In the third in a series of articles on debtor-friendly U.S. Supreme Court decisions, we look at a 1992 opinion that excludes ERISA-qualified retirement plans from the bankruptcy estate.

Pensions - optimizedToday, bankruptcy lawyers in Columbia routinely assume that all retirement plans are protected when a participant files bankruptcy.  But this was not always a safe assumption. In our last post, we discussed the Rousey decision, where the Supreme Court held that IRA’s are protected by a law exempting pension, profit-sharing, and similar plans. In this article, we look at an earlier decision that put most pension plans completely outside the reach of the bankruptcy system.  Patterson v. Shumate, 504 U.S. 753 (1992).

Shumate’s Story

Joseph Shumate worked most of his adult life for Coleman Furniture Corporation in Pulaski, Virginia, eventually rising to president of the company.  He and the other 400 employees were covered by the company’s employer-funded pension plan, which qualified under the Employee Retirement Income Security Act (ERISA), the main federal law regulating employee benefit plans. This meant the company could take its contributions as a tax deduction.

When Coleman Furniture became insolvent, Shumate also was forced to file bankruptcy.  His trustee moved to seize the funds in his pension account, and the lower courts disagreed on whether this was permissible.  Because appeals courts around the country had also reached conflicting answers, the Supreme Court agreed to consider the issue.

The Bankruptcy Law Issue

The pivotal question was whether the pension plan was property of Shumate’s bankruptcy estate. When a bankruptcy case is filed, virtually all the debtor’s assets become part of an estate. In chapter 7, where Shumate’s case ended up, the trustee in theory liquidates the estate and distributes the proceeds to creditors. In the vast majority of cases, because of liens and exemptions, the trustee is not able to reach any of the debtor’s property. However, the surest way to protect property is to exclude it from becoming property of the estate in the first place.

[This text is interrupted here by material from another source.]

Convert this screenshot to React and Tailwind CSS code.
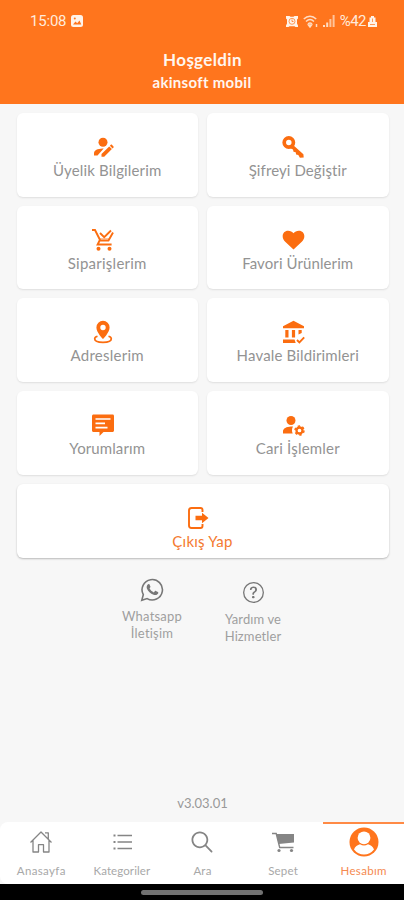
import { IoIosSearch } from "react-icons/io";
import { BsQuestionCircle } from "react-icons/bs";

const UserEditIcon = () => (
    <svg viewBox="0 0 24 24" className="h-6 w-6" fill="currentColor">
        <circle cx="12" cy="7.200" r="4.500" />
        <path d="M3 20.500v-2.400c0-2.700 3.600-4.400 8.500-4.600h1.200L6.500 20.500z" />
        <path d="M10.500 21.800v-2.700l7.700-7.700 2.700 2.700-7.700 7.700zM18.900 10.700l.9-.9c.3-.3.8-.3 1.100 0l1.600 1.600c.3.3.3.800 0 1.100l-.9.900z" />
    </svg>
);

const KeyIcon = () => (
    <svg viewBox="0 0 24 24" className="h-6 w-6" fill="none" stroke="currentColor">
        <circle cx="7.800" cy="7.500" r="4.600" strokeWidth="3.700" />
        <path d="m11.500 9.500 10.900 9.700.3 3.400-3.800.1-1.600-2.700-2.200-.4-.4-2.400-2.200-.4-.5-2.300-3-1.500z" fill="currentColor" stroke="none" />
    </svg>
);

const CartCheckIcon = () => (
    <svg viewBox="0 0 24 24" className="h-6 w-6" fill="none" stroke="currentColor" strokeWidth="1.900">
        <path d="M1 2h3l5.300 10.500h8.200L22 4.500M8.600 12.500 6.600 16.500h14" />
        <path d="m9 5 4.200 4.200L20 2.500" />
        <path d="M9 10.800h10" strokeWidth="1" opacity=".6" />
        <circle cx="7.500" cy="20.800" r="2" fill="currentColor" stroke="none" />
        <circle cx="18.500" cy="20.800" r="2" fill="currentColor" stroke="none" />
    </svg>
);

const HeartIcon = () => (
    <svg viewBox="0 0 24 24" className="h-6 w-6" fill="currentColor">
        <path d="M12.500 21.500 4.200 13.800C-.4 9.200 1.700 2.800 7.100 2.800c2.300 0 4.200.9 5.400 2.400 1.200-1.500 3.100-2.400 5.400-2.400 5.400 0 7.500 6.400 2.900 11z" />
    </svg>
);

const PinIcon = () => (
    <svg viewBox="0 0 24 24" className="h-6 w-6" fill="currentColor">
        <path
            fillRule="evenodd"
            d="M12 .8a6.600 6.600 0 0 0-6.600 6.600C5.400 12.300 12 19 12 19s6.600-6.700 6.600-11.600A6.600 6.600 0 0 0 12 .8zm0 4a2.700 2.700 0 1 1 0 5.400 2.700 2.700 0 0 1 0-5.400z"
        />
        <path
            d="M6.500 16.200c-2 .6-2.800 1.500-2.800 2.500 0 2.200 3.300 3.600 8.300 3.600s8.300-1.400 8.300-3.600c0-1-.8-1.900-2.800-2.500"
            fill="none"
            stroke="currentColor"
            strokeWidth="1.700"
        />
    </svg>
);

const BankCheckIcon = () => (
    <svg viewBox="0 0 24 24" className="h-6 w-6" fill="currentColor">
        <path d="M12.500.8 2 6.300v2h21v-2zM4.300 10h3.200v7.500H4.300zM10.900 10h3.200v7.500h-3.200zM17.500 10h3.200v3l-3.200 1.500zM2 19.500h11.500l1.200 3.500H2z" />
        <path d="m16 20 2.400 2.400 4.800-5" fill="none" stroke="currentColor" strokeWidth="1.900" />
    </svg>
);

const CommentIcon = () => (
    <svg viewBox="0 0 24 24" className="h-6 w-6">
        <path d="M2.500 1.500h19.200c.8 0 1.300.7 1.300 1.500v14.500c0 .8-.7 1.500-1.500 1.500h-9L8.500 23v-4h-6c-.8 0-1.500-.7-1.500-1.500V3c0-.8.7-1.500 1.500-1.500z" fill="currentColor" />
        <path d="M4.500 6h15M4.500 10.300h9.500M4.500 14.600h12" stroke="#fff" strokeWidth="1.700" />
    </svg>
);

const UserCogIcon = () => (
    <svg viewBox="0 0 24 24" className="h-6 w-6" fill="currentColor">
        <circle cx="10" cy="7.500" r="4.500" />
        <path d="M2 20.500v-2.200c0-2.800 3.500-4.600 8-4.800.9 0 1.200 0 2 .1-1.300 2-1.300 4.900-.3 6.900z" />
        <circle cx="18.500" cy="17.500" r="3" fill="none" stroke="currentColor" strokeWidth="2.300" />
        <circle cx="18.500" cy="17.500" r="4.500" fill="none" stroke="currentColor" strokeWidth="1.500" strokeDasharray="2.356" />
    </svg>
);

const ExitIcon = () => (
    <svg viewBox="0 0 24 24" className="h-6 w-6" fill="none" stroke="currentColor">
        <path d="M17.500 6V4c0-1.200-.8-2-2-2H6.500C5 2 4 3 4 4.500v15C4 21 5 22 6.500 22h9c1.200 0 2-.8 2-2v-2" strokeWidth="1.900" />
        <path d="M10.500 9.800h6.500V6.700l6.500 5.300-6.500 5.300v-3.100h-6.500z" fill="currentColor" stroke="none" />
    </svg>
);

const WhatsappIcon = () => (
    <svg viewBox="0 0 24 24" className="mb-[6px] h-6 w-6" fill="none" stroke="#777" strokeWidth="1.600">
        <path d="M1.800 22.200l1.500-5.500a10.200 10.200 0 1 1 3.800 3.900z" />
        <path
            d="M7.700 6.500c.5-.6 1.500-.7 1.800 0l.9 2c.2.500-.1.900-.9 1.800.9 1.900 2.300 3.200 4.300 4.100l1.200-1.300c.3-.3.600-.3.900-.2l2 1c.6.300.4 1.300 0 1.900-.9 1.300-2.500 1.500-4.300.9-3.200-1.100-5.600-3.400-6.700-6.200-.500-1.500-.100-3 .800-4z"
            fill="#777"
            stroke="none"
        />
    </svg>
);

const HomeIcon = () => (
    <svg viewBox="0 0 24 24" className="h-6 w-6" fill="none" stroke="currentColor" strokeWidth="1.300" strokeLinejoin="round">
        <path d="M1.500 12.500 12 2l10.500 10.500M4 10.500v11.500h5.500v-7.300h5v7.300H20V10.500M16 2.800h3.300v6.500" />
    </svg>
);

const ListIcon = () => (
    <svg viewBox="0 0 24 24" className="h-6 w-6" fill="none" stroke="currentColor" strokeWidth="1.500">
        <path d="M7.500 5.500H22M7.500 12H22M7.500 18.500H22" />
        <path d="M3.500 5.500h2M3.500 12h2M3.500 18.500h2" strokeWidth="2" />
    </svg>
);

const CartIcon = () => (
    <svg viewBox="0 0 24 24" className="h-6 w-6" fill="none" stroke="currentColor" strokeWidth="1.400">
        <path d="M1 3.500h4.200l3.500 14h13.800" />
        <path d="M5.500 4H23v8.500L7.600 14z" fill="currentColor" stroke="none" />
        <circle cx="8" cy="20.500" r="1.600" fill="currentColor" stroke="none" />
        <circle cx="20.500" cy="20.500" r="1.600" fill="currentColor" stroke="none" />
    </svg>
);

const ProfileIcon = () => (
    <svg viewBox="0 0 30 30" className="h-[30px] w-[30px]">
        <circle cx="15" cy="15" r="14.500" fill="currentColor" />
        <path d="M5 22.500c1-3 3.500-4.600 6-5.200a7.900 7.900 0 0 0 8 0c2.500.6 5 2.200 6 5.200a12.600 12.600 0 0 1-20 0z" fill="#fff" />
        <circle cx="15" cy="10.800" r="6.400" fill="#fff" />
    </svg>
);

const cards = [
    { label: "Üyelik Bilgilerim", icon: UserEditIcon, tracking: "tracking-[0.15px]" },
    { label: "Şifreyi Değiştir", icon: KeyIcon, tracking: "tracking-[0.1px]" },
    { label: "Siparişlerim", icon: CartCheckIcon, tracking: "tracking-[0.25px]" },
    { label: "Favori Ürünlerim", icon: HeartIcon, tracking: "tracking-[0.1px]" },
    { label: "Adreslerim", icon: PinIcon, tracking: "tracking-[0.25px]" },
    { label: "Havale Bildirimleri", icon: BankCheckIcon, tracking: "tracking-[0.15px]" },
    { label: "Yorumlarım", icon: CommentIcon, tracking: "tracking-[0.1px]" },
    { label: "Cari İşlemler", icon: UserCogIcon, tracking: "tracking-[0.2px]" },
];

const tabs = [
    { label: "Anasayfa", icon: <HomeIcon />, tracking: "tracking-[0.35px]" },
    { label: "Kategoriler", icon: <ListIcon />, tracking: "tracking-[0.1px]" },
    { label: "Ara", icon: <IoIosSearch className="h-7 w-7" />, tracking: "tracking-[0.2px]" },
    { label: "Sepet", icon: <CartIcon />, tracking: "tracking-[0.2px]" },
    { label: "Hesabım", icon: <ProfileIcon />, active: true, tracking: "tracking-[0.3px]" },
];

function StatusBar() {
    return (
        <div className="flex h-[42px] items-center justify-between pr-[27px] pl-[30px] font-[Roboto] text-[15px] text-[#ffeadb]">
            <div className="flex items-center gap-[5px]">
                <span className="tracking-[-0.2px]">15:08</span>
                <svg viewBox="0 0 12 12" className="h-3 w-3">
                    <rect width="12" height="12" rx="2.500" fill="#fff3e9" />
                    <path d="m2 9.500 2.500-3 1.700 1.700L8.500 5.500 10.300 9.500z" fill="#ff751d" />
                    <circle cx="3.800" cy="3.500" r="1" fill="#ff751d" />
                </svg>
            </div>
            <div className="flex items-center">
                <svg viewBox="0 0 12 12" className="mr-[5px] h-3 w-3">
                    <path d="M0 1h3.500l1 .7h3l1-.7H12v2.500l-1 1v4l1 2V12H9.500l-1-.7h-5l-1 .7H0v-1.500l1-2v-4l-1-1z" fill="#fff3e9" />
                    <circle cx="6" cy="6.300" r="3" fill="none" stroke="#ff751d" strokeWidth=".7" />
                    <path d="M6 4.500v2h1.500" fill="none" stroke="#ff751d" strokeWidth=".8" />
                </svg>
                <svg viewBox="0 0 16 13" className="mr-1 h-[13px] w-4" fill="none" stroke="#ffdcc2" strokeWidth="1.500">
                    <path d="M.8 4C4.500.3 9.500.3 13.200 4M3 6.500c2.400-2.300 5.600-2.300 8 0M5 9c1.200-1.100 2.800-1.100 4 0" />
                    <path d="m5.500 10 1.500 2 1.500-2zM13.500 9v3" />
                </svg>
                <svg viewBox="0 0 12 12" className="mr-[5px] h-3 w-3">
                    <path d="M0 10h2v2H0zM3.200 7.500h2V12h-2z" fill="#ffdcc2" />
                    <path d="M6.400 4h2v8h-2zM9.600 0h2v12h-2z" fill="#ffc49b" />
                </svg>
                <span className="tracking-[-0.5px]">%42</span>
                <svg viewBox="0 0 9 12" className="ml-[2px] h-3 w-[9px]" fill="#fff3e9">
                    <path d="M3 1h3v1.500h1.500V7H9v5H0V7h1.500V2.500H3z" />
                    <path d="M2 9.500h5M4.500 3.500V7" stroke="#ff9a58" />
                </svg>
            </div>
        </div>
    );
}

export default function App() {
    return (
        <div className="flex h-[900px] w-[404px] flex-col bg-[#f7f7f7] font-[Lato,sans-serif] text-[#939393] [font-variant-ligatures:none]">
            {/* Header */}
            <header className="h-[104px] bg-[#ff751d] text-center font-bold text-[#fff6ef]">
                <div className="font-normal">
                    <StatusBar />
                </div>
                <h1 className="mt-2 pl-px text-[17px] leading-5 tracking-[0.35px]">Hoşgeldin</h1>
                <p className="mt-[2px] text-[15px] leading-5 tracking-[0.3px]">akinsoft mobil</p>
            </header>

            {/* Account menu */}
            <main className="flex flex-1 flex-col pt-[9px] pr-[15.500px] pl-[16.500px]">
                <div className="grid grid-cols-2 gap-x-[9px] gap-y-[9px]">
                    {cards.map(({ label, icon: Icon, tracking }) => (
                        <button
                            key={label}
                            className="flex h-[83.700px] flex-col items-center rounded-md bg-white pt-[22px] shadow-[0_1px_2px_rgba(0,0,0,0.1)]"
                        >
                            <span className="mr-[9px] flex h-6 items-center text-[#fb6d10]">
                                <Icon />
                            </span>
                            <span className={`-mt-px text-[15px] leading-6 whitespace-nowrap ${tracking}`}>{label}</span>
                        </button>
                    ))}
                </div>
                <button className="mt-[9px] flex h-[74px] flex-col items-center rounded-md bg-white pt-[22px] text-[#f47a30] shadow-[0_1px_2px_rgba(0,0,0,0.25)]">
                    <span className="mr-[11px] flex h-6 items-center text-[#fb6d10]">
                        <ExitIcon />
                    </span>
                    <span className="-mt-px text-[15px] leading-6 tracking-[0.25px]">Çıkış Yap</span>
                </button>

                {/* Help links */}
                <div className="mt-5 flex justify-center text-center text-[13px] leading-[17px] text-[#9f9f9f]">
                    <div className="flex w-[101px] flex-col items-center tracking-[0.2px]">
                        <WhatsappIcon />
                        <span>Whatsapp</span>
                        <span>İletişim</span>
                    </div>
                    <div className="flex w-[101px] flex-col items-center pt-1 tracking-[0.1px]">
                        <BsQuestionCircle className="mb-2 h-[21px] w-[21px] text-[#777]" />
                        <span>Yardım ve</span>
                        <span>Hizmetler</span>
                    </div>
                </div>
                <p className="mt-auto mb-[9px] text-center text-[13px] leading-5 text-[#999]">v3.03.01</p>
            </main>

            {/* Bottom navigation */}
            <nav className="flex h-[62px] overflow-hidden rounded-l-lg bg-white pl-px">
                {tabs.map(({ label, icon, active, tracking }) => (
                    <button
                        key={label}
                        className={`flex flex-1 flex-col items-center border-t-2 pt-[3px] ${active ? "border-[#ff8a45] text-[#ff751d]" : "border-transparent text-[#858585]"
                            }`}
                    >
                        <span className="flex h-[30px] items-center">{icon}</span>
                        <span
                            className={`mt-[6px] text-[11.500px] leading-4 ${tracking} ${active ? "text-[#f58a50]" : "text-[#a8a8a8]"}`}
                        >
                            {label}
                        </span>
                    </button>
                ))}
            </nav>
            <div className="flex h-4 justify-center bg-black pt-[6px]">
                <div className="h-[5px] w-[122px] rounded-full bg-[#717171]" />
            </div>
        </div>
    );
}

Under section 541(c)(2) of the Bankruptcy Code, the debtor’s rights in any trust are excluded from his bankruptcy estate if they are subject to a transfer restriction that is “enforceable under applicable nonbankruptcy law.” This exclusion most often protects “spendthrift trusts,” in which, typically, the donor puts assets into the hands of a manager to be handled for the benefit of a family member, directing that neither the beneficiary nor his creditors can sell the assets. The question became whether this exclusion applied to pension plans.

The Supreme Court’s Answer

In order to qualify under ERISA, a retirement plan must prohibit the employee from transferring his benefits to others.  The Coleman Furniture plan contained such an anti-alienation provision, and neither Shumate nor his creditors could get into his benefits before the normal distribution schedule. Reading the words of section 541 in their plain meaning, the Supreme Court held that ERISA was an “applicable nonbankruptcy law” and that the Coleman Furniture anti-alienation provision therefore kept the plan benefits out of Shumate’s bankruptcy estate. His bankruptcy trustee could not liquidate his pension account.

Nowadays Shumate is less important for its holding than for the legislation it spurred.  Increasingly over the last 20 years, Congress and state legislatures have expanded their exemption laws to protect almost all types of retirement plans. But had the Supreme Court decided differently in1992, who knows whether these protections would have been enacted?